Não sei se isso ocorre com vocês, mas a mim, um simpático chato, causa irritação. Falo do uso frequente e massificado de certas palavras em nosso meio. Palavras que se tornaram clichês, cuja origem é inútil buscar, se é que algum vocábulo nasce com identidade própria.
O fato é que, assim como as bugigangas do mercado global, copiamos, reproduzimos e consumimos termos-bugiganga das universidades da 25 de março, da zona franca de Manaus, do Paraguai, da China, de Miami e, principalmente, de Paris.
O que mais me incomoda é representação. Tanto que desde já proibo que meus alunos e orientandos empreguem esta expressão. A não ser que saibam exatamente o que pretendem dizer ao usá-lo. Significa ideologia? Sim, porque tem gente que o emprega nesse sentido marxista, embora de maneira ignorante. Para outros é simulação ou reflexo de algo (que também ignoram) e para a maioria não significa nada. Trata-se de apenas uma banalidade, um vazio de sentido.
Representação é um desses conceitos já criados no processo contemporâneo de esfriamento intelectual, que vão murchando quanto mais usados. De tal maneira que tudo passa a ser objeto de representação. Só os seus enunciadores não se dão conta que eles mesmos também já se transformaram em pastiches.
Há, ainda, muitos mais conceitos a exorcizar. Mas, por enquanto, a necessidade de uma limpeza urgente me obriga a citar apenas dois ou três vocábulos que saem pelas bocas intelectuais como verdadeiras pragas do Egito.

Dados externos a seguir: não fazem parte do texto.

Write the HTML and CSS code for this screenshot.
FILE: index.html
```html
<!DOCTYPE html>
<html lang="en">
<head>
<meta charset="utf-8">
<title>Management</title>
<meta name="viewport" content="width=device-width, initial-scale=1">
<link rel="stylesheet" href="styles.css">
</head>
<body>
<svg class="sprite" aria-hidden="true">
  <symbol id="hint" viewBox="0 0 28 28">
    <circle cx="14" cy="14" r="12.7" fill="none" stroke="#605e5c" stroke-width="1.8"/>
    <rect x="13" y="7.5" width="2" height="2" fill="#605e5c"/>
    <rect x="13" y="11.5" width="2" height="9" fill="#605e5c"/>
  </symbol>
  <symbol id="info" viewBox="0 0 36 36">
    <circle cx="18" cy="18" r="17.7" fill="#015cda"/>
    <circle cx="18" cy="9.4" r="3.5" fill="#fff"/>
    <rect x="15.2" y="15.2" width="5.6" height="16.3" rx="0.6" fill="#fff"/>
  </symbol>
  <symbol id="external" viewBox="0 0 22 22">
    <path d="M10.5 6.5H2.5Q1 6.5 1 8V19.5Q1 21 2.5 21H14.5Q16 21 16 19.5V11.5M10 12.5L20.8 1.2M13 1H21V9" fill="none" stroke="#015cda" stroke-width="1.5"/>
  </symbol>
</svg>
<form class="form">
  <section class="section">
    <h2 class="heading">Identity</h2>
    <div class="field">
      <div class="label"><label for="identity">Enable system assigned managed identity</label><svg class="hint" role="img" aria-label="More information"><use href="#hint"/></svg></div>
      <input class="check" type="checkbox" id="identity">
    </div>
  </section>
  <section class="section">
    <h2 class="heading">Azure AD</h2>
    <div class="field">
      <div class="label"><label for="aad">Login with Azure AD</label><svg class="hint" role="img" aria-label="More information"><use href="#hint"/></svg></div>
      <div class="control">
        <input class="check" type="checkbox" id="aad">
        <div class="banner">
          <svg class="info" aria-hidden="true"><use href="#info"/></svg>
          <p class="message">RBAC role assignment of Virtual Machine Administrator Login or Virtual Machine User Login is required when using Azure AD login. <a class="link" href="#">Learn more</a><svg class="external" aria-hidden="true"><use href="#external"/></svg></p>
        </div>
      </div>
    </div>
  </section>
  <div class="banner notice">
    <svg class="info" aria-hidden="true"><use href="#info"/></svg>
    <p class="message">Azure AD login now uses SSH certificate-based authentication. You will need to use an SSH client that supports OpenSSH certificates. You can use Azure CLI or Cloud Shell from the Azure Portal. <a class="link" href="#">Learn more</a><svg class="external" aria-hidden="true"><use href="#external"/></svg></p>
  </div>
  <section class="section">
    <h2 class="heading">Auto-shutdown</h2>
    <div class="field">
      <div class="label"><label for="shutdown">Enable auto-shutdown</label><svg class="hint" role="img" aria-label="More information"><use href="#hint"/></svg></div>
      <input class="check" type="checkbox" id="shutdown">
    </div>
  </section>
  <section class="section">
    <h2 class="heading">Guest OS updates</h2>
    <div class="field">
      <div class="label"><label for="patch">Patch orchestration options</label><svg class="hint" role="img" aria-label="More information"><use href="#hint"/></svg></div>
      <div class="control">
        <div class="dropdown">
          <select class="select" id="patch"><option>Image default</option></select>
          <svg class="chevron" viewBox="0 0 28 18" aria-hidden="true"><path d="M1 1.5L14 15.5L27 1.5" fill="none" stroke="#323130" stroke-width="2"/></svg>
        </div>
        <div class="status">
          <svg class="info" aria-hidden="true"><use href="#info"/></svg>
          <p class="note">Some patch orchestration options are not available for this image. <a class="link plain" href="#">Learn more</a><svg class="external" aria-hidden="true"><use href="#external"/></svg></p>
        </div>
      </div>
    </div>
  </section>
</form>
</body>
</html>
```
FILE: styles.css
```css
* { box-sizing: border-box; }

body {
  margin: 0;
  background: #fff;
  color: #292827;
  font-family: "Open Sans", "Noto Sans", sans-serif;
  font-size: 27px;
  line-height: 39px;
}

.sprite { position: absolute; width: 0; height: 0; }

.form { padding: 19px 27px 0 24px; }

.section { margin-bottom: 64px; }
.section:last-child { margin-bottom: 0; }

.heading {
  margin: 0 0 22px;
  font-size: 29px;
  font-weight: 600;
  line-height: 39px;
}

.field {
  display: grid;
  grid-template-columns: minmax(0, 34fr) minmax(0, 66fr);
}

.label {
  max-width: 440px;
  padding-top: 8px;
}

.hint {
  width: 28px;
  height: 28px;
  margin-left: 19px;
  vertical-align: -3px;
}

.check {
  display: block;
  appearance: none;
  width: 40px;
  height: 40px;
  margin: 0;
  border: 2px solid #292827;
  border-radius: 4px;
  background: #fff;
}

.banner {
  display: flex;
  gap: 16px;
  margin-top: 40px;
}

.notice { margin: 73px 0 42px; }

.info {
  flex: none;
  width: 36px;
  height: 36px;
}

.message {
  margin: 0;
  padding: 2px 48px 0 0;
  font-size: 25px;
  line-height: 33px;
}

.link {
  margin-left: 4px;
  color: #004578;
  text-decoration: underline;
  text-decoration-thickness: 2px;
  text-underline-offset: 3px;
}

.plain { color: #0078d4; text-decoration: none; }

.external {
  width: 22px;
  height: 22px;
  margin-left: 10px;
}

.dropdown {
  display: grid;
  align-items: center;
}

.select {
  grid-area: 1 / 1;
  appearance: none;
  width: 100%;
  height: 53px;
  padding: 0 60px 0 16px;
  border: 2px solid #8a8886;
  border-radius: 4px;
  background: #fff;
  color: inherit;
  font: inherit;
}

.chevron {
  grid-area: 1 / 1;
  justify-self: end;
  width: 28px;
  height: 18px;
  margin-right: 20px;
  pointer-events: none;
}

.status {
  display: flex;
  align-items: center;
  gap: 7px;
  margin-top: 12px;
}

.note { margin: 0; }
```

Virou moda, por exemplo, entre gente ligada à educação, usar o neologismo dialogismo (me perdoem pela rima). Quando o ouço, dói-me o ouvido, sinto pena de Bakhtin, coitado, que tinha um propósito tão alto ao empregá-lo como noção literária! Agora a coisa é mais baixa, mais chão. Dialogismo quer dizer diálogo adocidado entre desiguais: professores e alunos, orientadores e orientandos, chefes e subordinados e assim por diante. Emprega-se o termo não para caracterizar vozes em confronto, e sim para mascarar a diferença. O que representa (olha aqui o malfadado) uma espécie de arrependimento da condição real do sujeito enunciador. Pura hipocrisia inconsciente.
E a idéia de lugar, extraída do pobre Michel de Certeau, que anda a ser utilizada como lugar quase físico? Já vi membro de banca examinadora dizer ao candidato defensor de tese que sua arguição saía de um lugar determinado. Eu, companheiro de banca, logo pensei que era da cadeira onde o sujeito estava sentado. Lugar passou a ser um pedido de desculpa. Falo do lugar de professor, do lugar de juiz, e ao me desmascarar, sou igual a você! Ora, que se assumam no seu lugar verdadeiro, porra!

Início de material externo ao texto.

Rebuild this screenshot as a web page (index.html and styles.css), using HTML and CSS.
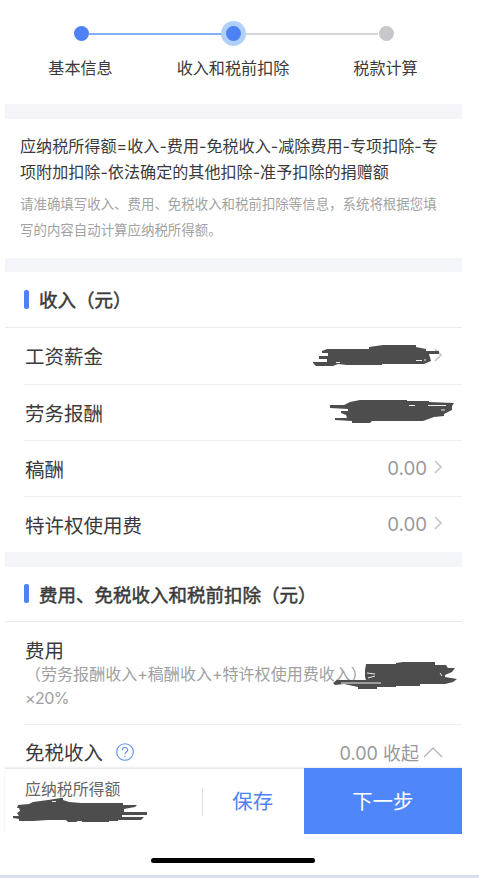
FILE: index.html
```html
<!DOCTYPE html>
<html lang="zh-CN">
<head>
    <meta charset="UTF-8">
    <meta name="viewport" content="width=device-width, initial-scale=1.0">
    <title>收入和税前扣除</title>
    <link rel="stylesheet" href="styles.css">
</head>
<body>

<div class="page">
    <div class="steps">
        <div class="step done">
            <span class="dot"></span>
            <span class="step-name">基本信息</span>
        </div>
        <div class="step-line active"></div>
        <div class="step current">
            <span class="dot"></span>
            <span class="step-name">收入和税前扣除</span>
        </div>
        <div class="step-line"></div>
        <div class="step">
            <span class="dot"></span>
            <span class="step-name">税款计算</span>
        </div>
    </div>

    <div class="formula">
        <p class="formula-text">应纳税所得额=收入-费用-免税收入-减除费用-专项扣除-专<br>项附加扣除-依法确定的其他扣除-准予扣除的捐赠额</p>
        <p class="formula-tip">请准确填写收入、费用、免税收入和税前扣除等信息，系统将根据您填<br>写的内容自动计算应纳税所得额。</p>
    </div>

    <div class="section income">
        <h3 class="section-title">收入（元）</h3>
        <div class="row">
            <span>工资薪金</span>
            <svg class="arrow" viewBox="0 0 8 14"><path d="M1 1l6 6-6 6"/></svg>
            <svg class="mask mask-salary" viewBox="0 0 126 22"><path d="M14 4H56V2L70 0H103V2L113 4V6H126V9H116L118 16L111 19H69V20H34L25 19L20 21H3L0 18V17H14V14H6V11H15V8H9V6Z"/><path class="gap" d="M23 17.5h4M103 15.5h6M111 15h2"/></svg>
        </div>
        <div class="row">
            <span>劳务报酬</span>
            <svg class="mask mask-labor" viewBox="0 0 124 23"><path d="M20 2L30 0H77V1H99V2L124 3L122 6V10L114 14V16L104 17L93 21H42L40 23H22V21L5 20V18H17L16 15L11 13V11H18V9L0 8V5H14Z"/><path class="gap" d="M79 5.5h6M98 5.5h18M111 10h4"/></svg>
        </div>
        <div class="row">
            <span>稿酬</span>
            <span class="value">0.00</span>
            <svg class="arrow" viewBox="0 0 8 14"><path d="M1 1l6 6-6 6"/></svg>
        </div>
        <div class="row">
            <span>特许权使用费</span>
            <span class="value">0.00</span>
            <svg class="arrow" viewBox="0 0 8 14"><path d="M1 1l6 6-6 6"/></svg>
        </div>
    </div>

    <div class="section deduct">
        <h3 class="section-title">费用、免税收入和税前扣除（元）</h3>
        <div class="row row-cost">
            <span>费用</span>
            <p class="row-desc">（劳务报酬收入+稿酬收入+特许权使用费收入）<br><span class="rate">×20%</span></p>
            <svg class="mask mask-cost" viewBox="0 0 124 27"><path d="M33 2H63V1L70 0H102V3H113L115 6H122L119 10L112 13V15L124 17L120 20L112 22H87V24H63V25H44V27H25V25L11 22L2 23L0 21L4 18H33L32 15V8L33 2Z"/><path class="gap" d="M8 21h40M35 16l7-2M34 11l8 1M107 11l2 3"/></svg>
        </div>
        <div class="row row-free">
            <span>免税收入</span>
            <svg class="help" viewBox="0 0 18 18"><circle cx="9" cy="9" r="8.3"/><path d="M6.4 7.2C6.4 3.6 11.7 3.8 11.7 7C11.7 9 9 9.1 9 11.3M9 12.8V14"/></svg>
            <span class="value">0.00 收起</span>
            <svg class="fold" viewBox="0 0 20 12"><path d="M1 11l9-9 9 9"/></svg>
        </div>
    </div>

    <div class="footer">
        <div class="total">
            <span>应纳税所得额</span>
            <svg class="mask mask-total" viewBox="0 0 134 25"><path d="M5 7L16 6L20 4L35 2L48 0H50V2L56 4L68 5H110V7H124L122 9L111 11V14H134V17H109V19H131L128 22H105V23H96V24H69V23H65L63 24H55L53 22H35L20 23H6V21L0 20V18H6L4 15L7 13L6 10H4Z"/><path class="gap" d="M39 3.5h4M110 18h19"/></svg>
        </div>
        <button class="btn save">保存</button>
        <button class="btn next">下一步</button>
    </div>
    <div class="home-bar"></div>
</div>
<div class="bottom-edge"></div>

</body>
</html>
```
FILE: styles.css
```css
* { box-sizing: border-box; }
body { margin: 0; height: 878px; overflow: hidden; background: #fff; color: #3a3a3a; font-family: Inter, "Noto Sans CJK SC", sans-serif; display: flex; flex-direction: column; }
p, h3 { margin: 0; }
svg { fill: none; flex: none; }

.page { width: 457px; height: 875px; margin-left: 5px; }

/* 步骤条 */
.steps { height: 104px; padding: 21px 68px 0; display: flex; align-items: flex-start; }
.step { width: 16px; display: flex; flex-direction: column; align-items: center; flex: none; }
.step .dot { width: 15px; height: 15px; margin: 5px 0; border-radius: 50%; background: #c7c7cc; flex: none; }
.step.done .dot { background: #4c82f4; }
.step.current { width: 24px; }
.step.current .dot { width: 25px; height: 25px; margin: 0; border: 5px solid #b0d0fb; background: #4c82f4; }
.step-name { margin: 10px 1px 0 0; font-size: 16.1px; line-height: 24px; white-space: nowrap; }
.step-line { flex: 1; height: 2px; margin-top: 12px; background: #d5d5d9; }
.step-line.active { background: #83aef3; }

.formula { height: 168px; padding: 14px 15px 0; border-top: 15px solid #f4f4f9; border-bottom: 14px solid #f4f5f9; white-space: nowrap; }
.formula-text { font-size: 16.1px; line-height: 26px; }
.formula-tip { margin-top: 6px; font-size: 13.45px; line-height: 26px; color: #a2a2a2; }

.section-title { height: 56px; padding: 0 0 1px 19px; border-bottom: 1px solid #ebebed; display: flex; align-items: center; font-family: "Noto Sans CJK SC", sans-serif; font-size: 18.5px; font-weight: 400; -webkit-text-stroke: 0.5px #3a3a3a; line-height: 26px; white-space: nowrap; }
.section-title::before { content: ""; width: 5px; height: 19px; margin-right: 10px; border-radius: 2px; background: #4c82f4; }
.row { position: relative; height: 56px; margin-left: 19px; padding: 0 20px 1px 1px; border-bottom: 1px solid #efeff1; display: flex; align-items: center; font-size: 19.5px; white-space: nowrap; }
.row:last-child { border-bottom: none; }
.income .row:nth-child(2) { height: 57px; }
.income .row:last-child { height: 55px; }
.value { margin-left: auto; color: #999; font-size: 18.7px; }
.arrow { width: 8px; height: 14px; margin: 0 0 2px 7px; stroke: #c8c8cc; stroke-width: 1.7; }
.row > span:first-child + .arrow { margin-left: auto; }
.deduct { border-top: 15px solid #f4f5f9; }
.deduct .section-title { height: 55px; }
.row-cost { height: 103px; padding-top: 15px; flex-direction: column; align-items: flex-start; justify-content: flex-start; line-height: 28px; }
.row-desc { margin-top: -3px; font-size: 16.05px; line-height: 24px; color: #a0a0a0; }
.rate { letter-spacing: -0.6px; }
.row-free { height: 43px; padding-top: 11px; }
.row-free .value { font-size: 18px; }
.help { width: 18px; height: 18px; margin-left: 13px; stroke: #5b8ff0; stroke-width: 1.1; }
.fold { width: 20px; height: 12px; margin: 0 -1px 0 4px; stroke: #b5b5b5; stroke-width: 1.4; }

/* 涂抹遮挡 */
.mask { position: absolute; fill: #4d4d4d; }
.mask .gap { fill: none; stroke: #eee; stroke-width: 1; }
.mask-salary { left: 289px; top: 17px; width: 126px; height: 22px; }
.mask-labor { left: 306px; top: 15px; width: 124px; height: 23px; }
.mask-cost { left: 309px; top: 40px; width: 124px; height: 27px; }
.mask-total { left: 8px; top: 29px; width: 134px; height: 25px; }

.footer { position: relative; height: 66px; border-top: 1px solid #e9e9e9; box-shadow: 0 -1px 2px rgba(0, 0, 0, 0.08); background: #fff; display: flex; align-items: stretch; }
.total { width: 197px; padding: 9px 0 0 20px; font-size: 15.9px; line-height: 24px; color: #666; }
.btn { padding: 0 0 3px; border: none; background: none; font-family: inherit; font-size: 20.4px; }
.save { width: 101.5px; color: #4c82f4; position: relative; }
.save::before { content: ""; position: absolute; left: 0; top: 19px; width: 1px; height: 28px; background: #dedede; }
.next { flex: 1; margin-top: -1px; background: #4f86f9; color: #fff; }
.home-bar { width: 164px; height: 5px; margin: 24px 0 0 146px; border-radius: 3px; background: #000; }
.bottom-edge { height: 3px; background: #d9dff0; }
```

Tem mais coisas do gênero (ops, mais uma palavra para um dia demolir), hoje deixo apenas uma última, que não pode passar ilesa: olhar. O povo acadêmico pegou a mania de que tudo é olhar. O historiador olha o passado, fulano olha a fonte, beltrana olha o objeto, sicrana olha a bibliografia, e todos nos olhamos, reciprocamente, com falsa benevolência.
Ninguém mais analisa ou investiga, pois é politicamente incorreto se servir do vocabulário médico ou jurídico na produção (já pensaram neste?) humanística. Prefere-se abusar de termos complacentes, de aparência democrática, neutra, generosa - na verdade, hipócritas.
No meu caso, se continuar assim, terei de inventar um dicionário próprio.